Wahrlich, ich sage euch, Schwestern und Brüder, alle Musik, die unser Bruder vom August 1922 bis zum Dezember 1928 schuf, ist der Fels, auf dem der Herr seinen Jazz baute, den Jazz und damit jegliche Musik, die auf diesem fußt.
Der Rest seines Lebens war Show, dummes Affentheater für ein weißes Massenpublikum, dem er das gab, was es von einem Schwarzen erwartete: das breiteste Onkel-Tom-Grinsen, Augenrollen, Hello Dolly und What a wonderful World.

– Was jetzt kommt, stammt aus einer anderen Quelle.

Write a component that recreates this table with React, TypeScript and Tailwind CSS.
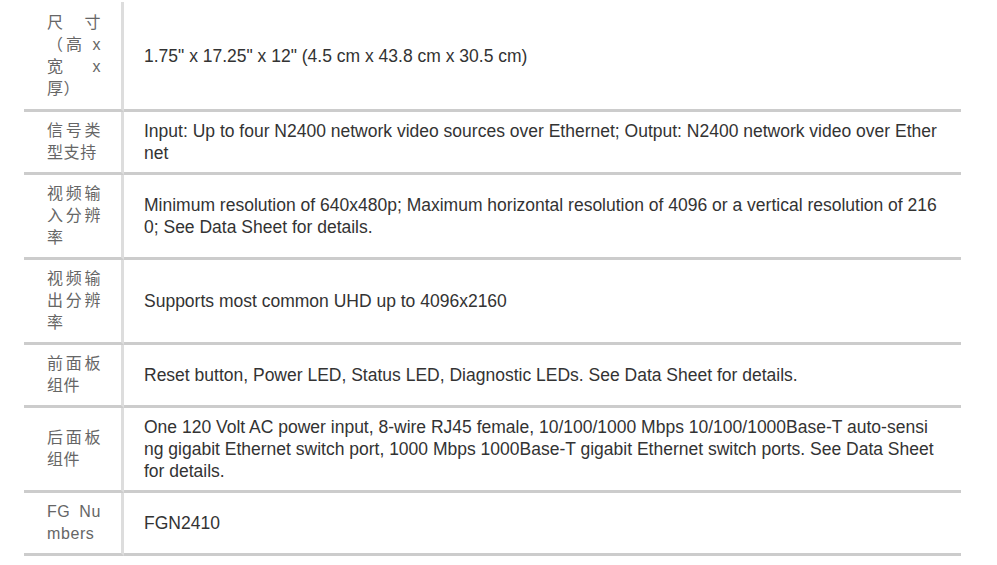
const rows: { label: string[]; value: string[] }[] = [
  {
    label: ["尺寸", "（高 x", "宽 x", "厚）"],
    value: ["1.75\" x 17.25\" x 12\" (4.5 cm x 43.8 cm x 30.5 cm)"],
  },
  {
    label: ["信号类", "型支持"],
    value: [
      "Input: Up to four N2400 network video sources over Ethernet; Output: N2400 network video over Ether",
      "net",
    ],
  },
  {
    label: ["视频输", "入分辨", "率"],
    value: [
      "Minimum resolution of 640x480p; Maximum horizontal resolution of 4096 or a vertical resolution of 216",
      "0; See Data Sheet for details.",
    ],
  },
  {
    label: ["视频输", "出分辨", "率"],
    value: ["Supports most common UHD up to 4096x2160"],
  },
  {
    label: ["前面板", "组件"],
    value: ["Reset button, Power LED, Status LED, Diagnostic LEDs. See Data Sheet for details."],
  },
  {
    label: ["后面板", "组件"],
    value: [
      "One 120 Volt AC power input, 8-wire RJ45 female, 10/100/1000 Mbps 10/100/1000Base-T auto-sensi",
      "ng gigabit Ethernet switch port, 1000 Mbps 1000Base-T gigabit Ethernet switch ports. See Data Sheet",
      "for details.",
    ],
  },
  {
    label: ["FG Nu", "mbers"],
    value: ["FGN2410"],
  },
];

export default function App() {
  return (
    <div className="w-[997px] h-[565px] bg-white overflow-hidden pt-[2px] font-['Liberation_Sans','Noto_Sans_CJK_SC',sans-serif] leading-[22px]">
      <div className="ml-[24px] w-[937px]">
        {rows.map((row, i) => (
          <div key={i} className="flex">
            {/* Label cell */}
            <div
              className={`w-[100px] shrink-0 border-r-[3px] border-b-[3px] border-r-[#dddddd] border-b-[#cccccc] pl-[23px] pr-[20px] text-[16px] text-[#666666] tracking-[0.6px] flex flex-col justify-center ${
                i === 0 ? "pt-[10px] pb-[9px]" : "py-[8px]"
              }`}
            >
              {row.label.map((line, j) => (
                <div
                  key={j}
                  className={
                    j < row.label.length - 1
                      ? "text-justify [text-align-last:justify] whitespace-nowrap"
                      : "whitespace-nowrap"
                  }
                >
                  {line}
                </div>
              ))}
            </div>

            {/* Value cell */}
            <div className="flex-1 min-w-0 border-b-[3px] border-[#cccccc] px-[20px] py-[8px] flex flex-col justify-center text-[17.5px] text-[#333333]">
              {row.value.map((line, j) => (
                <div key={j} className="whitespace-nowrap">
                  {line}
                </div>
              ))}
            </div>
          </div>
        ))}
      </div>
    </div>
  );
}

Die Musik, die er von 1929 an bis zu seinem Tode am 6. Juli 1971 spielte, war nur noch selten der Rede wert.
Dennoch: Kein Musiker auf dieser Welt, egal welches Instrument er spielt, der am heutigen Tag nicht sein Haupt in Ehrfurcht vor unserem Bruder neigen und jene Worte sprechen sollte, die uns vom Trompeter Dizzy Gillespie überliefert sind: "Ich verdanke ihm mein Leben."
Gott schuf Himmel und Erde, den Tag, die Nacht, alle Pflanzen und Tiere, den Menschen, die Trompete und ließ am 4. Juli des eintausendundneunhundertsten Jahres nach Geburt seines Sohnes im ärmsten Schwarzenviertel von New Orleans das Kind einer Dienstmagd das Licht der Welt erblicken, auf dass es allem Volk große Freude bereite. Louis Armstrong war geboren; der Herr blickte um sich und sah und hörte, er hatte wohlgetan. - Yeah, man!